Marcel Péricourt, fondateur de la banque Péricourt, rend l’âme. Le Tout-Paris se presse aux obsèques de ce grand homme. Mais les funérailles sont bouleversées par un drame : Paul, le petit-fils du banquier, se jette sur le catafalque de son aïeul depuis un étage de la maison familiale. Désormais, rien ne va plus. « En quelques heures, une famille riche et respectée venait de connaître la mort de son patriarche et la chute prématurée de son unique descendant mâle. Des esprits défaitistes auraient pu y voir l’expression d’une prophétie. » (p. 33) Que reste-t-il alors ?
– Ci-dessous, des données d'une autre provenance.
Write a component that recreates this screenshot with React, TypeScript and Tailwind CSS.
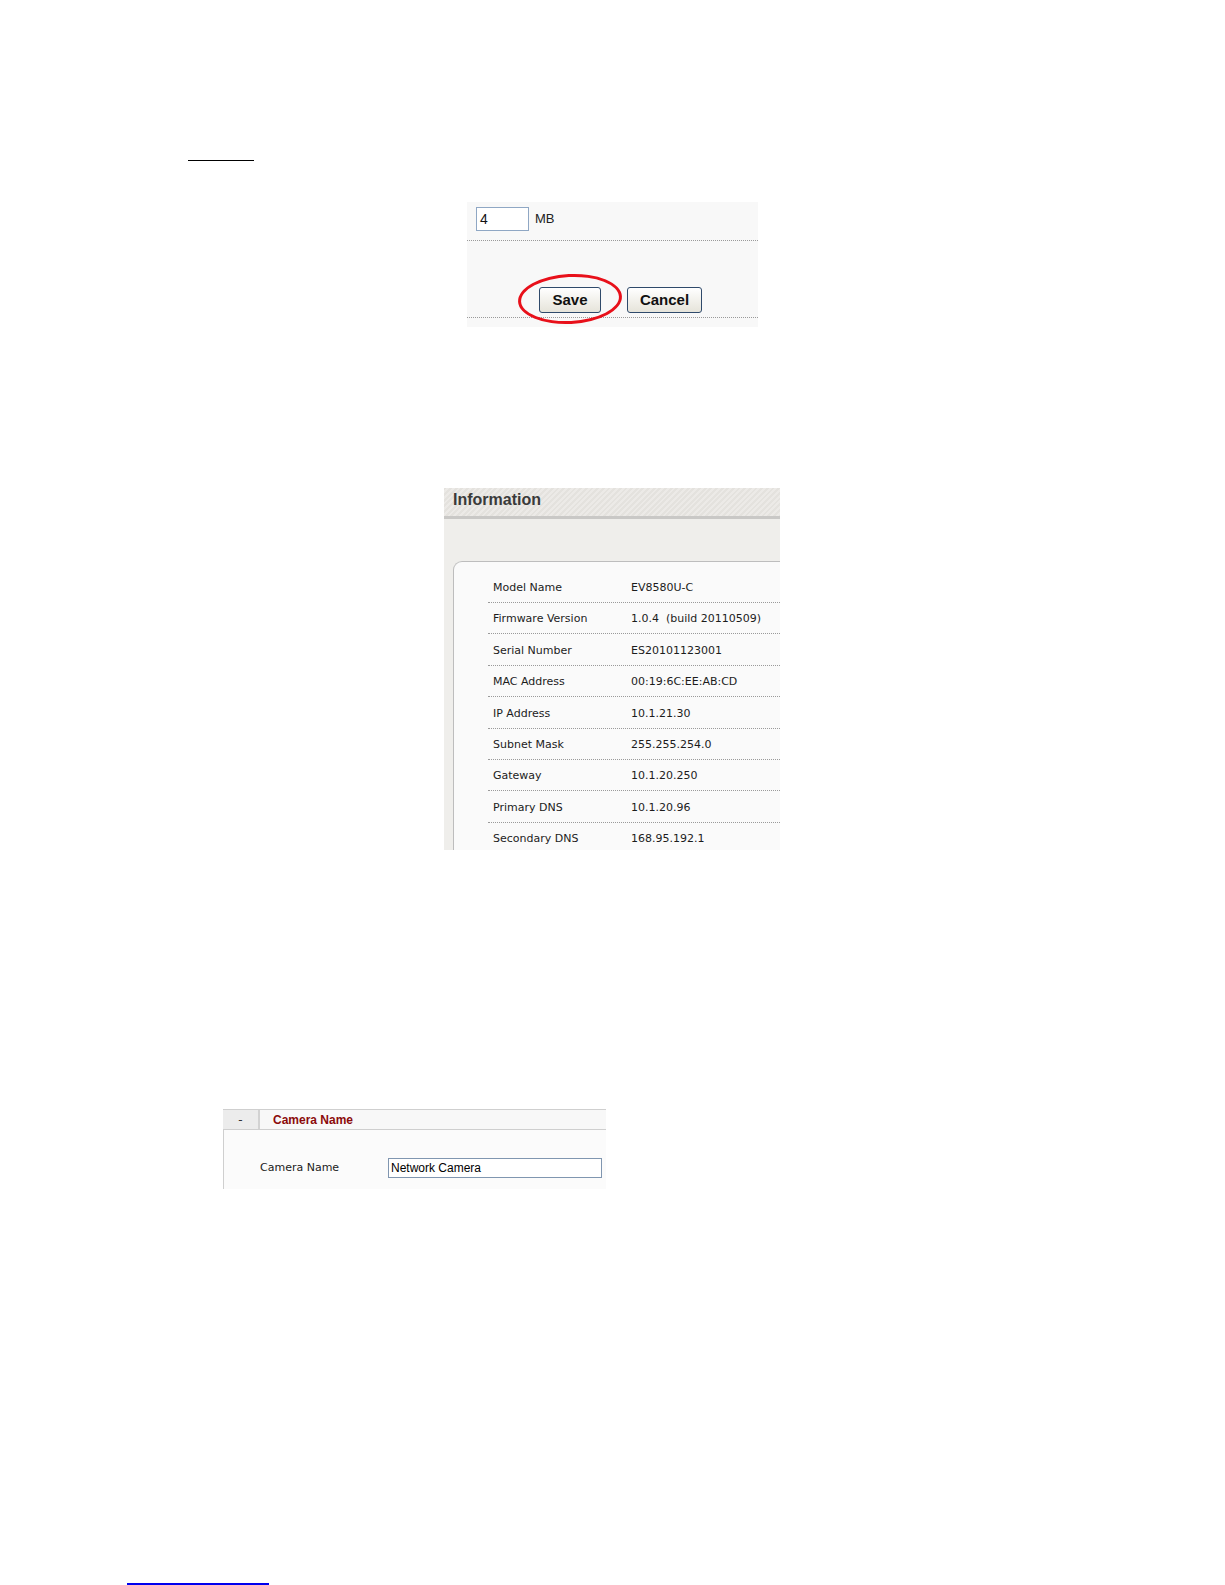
import React from "react";

const rows: [string, string][] = [
  ["Model Name", "EV8580U-C"],
  ["Firmware Version", "1.0.4  (build 20110509)"],
  ["Serial Number", "ES20101123001"],
  ["MAC Address", "00:19:6C:EE:AB:CD"],
  ["IP Address", "10.1.21.30"],
  ["Subnet Mask", "255.255.254.0"],
  ["Gateway", "10.1.20.250"],
  ["Primary DNS", "10.1.20.96"],
  ["Secondary DNS", "168.95.192.1"],
];

export default function App() {
  return (
    <div className="w-[1225px] h-[1585px] bg-white flex flex-col overflow-hidden">
      {/* top black rule */}
      <div className="mt-[160px] ml-[188px] w-[66px] h-px bg-black" />

      {/* Save / Cancel panel */}
      <div className="mt-[41px] ml-[467px] w-[291px] h-[125px] bg-[#f8f8f8] relative flex flex-col">
        <div className="h-[39px] border-b border-dotted border-[#9a9a9a] flex items-start pt-[5px] pl-[9px] gap-[6px]">
          <div className="w-[53px] h-[24px] border border-[#8fa7c4] bg-white flex items-center pl-[3px] text-[14px] text-[#111] font-['Liberation_Sans',sans-serif]">
            4
          </div>
          <span className="h-[24px] flex items-center text-[13px] text-[#222] font-['Liberation_Sans',sans-serif]">
            MB
          </span>
        </div>
        <div className="h-[77px] border-b border-dotted border-[#9a9a9a] flex items-start pt-[46px] pl-[72px] gap-[26px]">
          <button className="w-[62px] h-[26px] rounded-[3px] border border-[#2f4a6b] bg-linear-to-b from-white to-[#e6e4da] text-[15px] font-bold text-[#111] font-['Liberation_Sans',sans-serif] flex items-center justify-center">
            Save
          </button>
          <button className="w-[75px] h-[26px] rounded-[3px] border border-[#2f4a6b] bg-linear-to-b from-white to-[#e6e4da] text-[15px] font-bold text-[#111] font-['Liberation_Sans',sans-serif] flex items-center justify-center">
            Cancel
          </button>
        </div>
        {/* red highlight ellipse */}
        <div className="absolute left-[51px] top-[72px] w-[104px] h-[50px] rounded-[50%] border-[3px] border-[#e8101a] rotate-[-3deg]" />
      </div>

      {/* Information panel */}
      <div className="mt-[161px] ml-[444px] w-[336px] h-[364px] bg-[#efeeeb] flex flex-col overflow-hidden">
        <div className="h-[40px] border-b-[3px] border-[#c9c8c6] bg-[repeating-linear-gradient(135deg,#e4e2de_0px,#e4e2de_2px,#eceae7_2px,#eceae7_4px)] flex items-center pl-[9px] pb-[4px]">
          <span className="text-[16px] font-bold text-[#3a3a3a] font-['Liberation_Sans',sans-serif]">
            Information
          </span>
        </div>
        <div className="flex-1 pt-[42px] pl-[9px] flex flex-col">
          <div className="flex-1 bg-[#fafafa] border-l border-t border-[#bdbdbd] rounded-tl-[9px] pt-[10px] pl-[34px]">
            {rows.map(([k, v]) => (
              <div
                key={k}
                className="h-[31.4px] border-b border-dotted border-[#9a9a9a] flex items-center pt-[3px] pl-[5px] text-[11px] text-[#1c1c1c] font-['DejaVu_Sans',sans-serif]"
              >
                <span className="w-[138px] shrink-0">{k}</span>
                <span className="whitespace-pre">{v}</span>
              </div>
            ))}
          </div>
        </div>
      </div>

      {/* Camera Name panel */}
      <div className="mt-[259px] ml-[223px] w-[383px] h-[80px] flex flex-col">
        <div className="h-[21px] border-t border-b border-[#cfcfcf] bg-[#f8f8f8] flex">
          <div className="w-[37px] bg-[#ececec] border-r-2 border-[#d2d2d2] flex items-center justify-center text-[12px] text-[#333] font-['DejaVu_Sans',sans-serif]">
            -
          </div>
          <div className="flex items-center pl-[13px] text-[12px] font-bold text-[#8b0a0a] font-['Liberation_Sans',sans-serif]">
            Camera Name
          </div>
        </div>
        <div className="flex-1 border-l border-[#cfcfcf] bg-[#fbfbfb] pt-[28px] pl-[36px] flex items-start">
          <span className="w-[128px] h-[20px] flex items-center text-[11px] text-[#1c1c1c] font-['DejaVu_Sans',sans-serif]">
            Camera Name
          </span>
          <div className="w-[214px] h-[20px] border border-[#8096b0] bg-white flex items-center pl-[2px] text-[12px] text-black font-['Liberation_Sans',sans-serif]">
            Network Camera
          </div>
        </div>
      </div>

      {/* bottom blue rule */}
      <div className="mt-[394px] ml-[127px] w-[142px] h-[2px] bg-[#0000ee]" />
    </div>
  );
}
- Madeleine, la fille de Marcel et l’ex-femme d’Henri d’Aulnay-Pradelle, ne se consacre qu’à son fils et ne jette qu’un œil distrait sur les affaires familiales.
- Gustave Joubert, l’ancien fondé de pouvoir du feu banquier, se verrait bien devenir à son tour un homme riche et reconnu, lassé d’être sans cesse un subalterne, bien terne d’ailleurs.
- André Delcourt, le professeur particulier de Paul, a de hautes aspirations et se rêve en journaliste. Il veut surtout prendre sa revanche sur tous ceux à qui il doit quelque chose.
- Léonce, la dame de compagnie de Madeleine, dissimule sous son beau visage une âme rouée et des secrets.
- Charles Péricourt, le frère de Marcel, toujours pris dans des affaires financières douteuses, mais paradant sur la scène publique en sa qualité de député, est décidé à devenir enfin l’homme fort de la famille Péricourt.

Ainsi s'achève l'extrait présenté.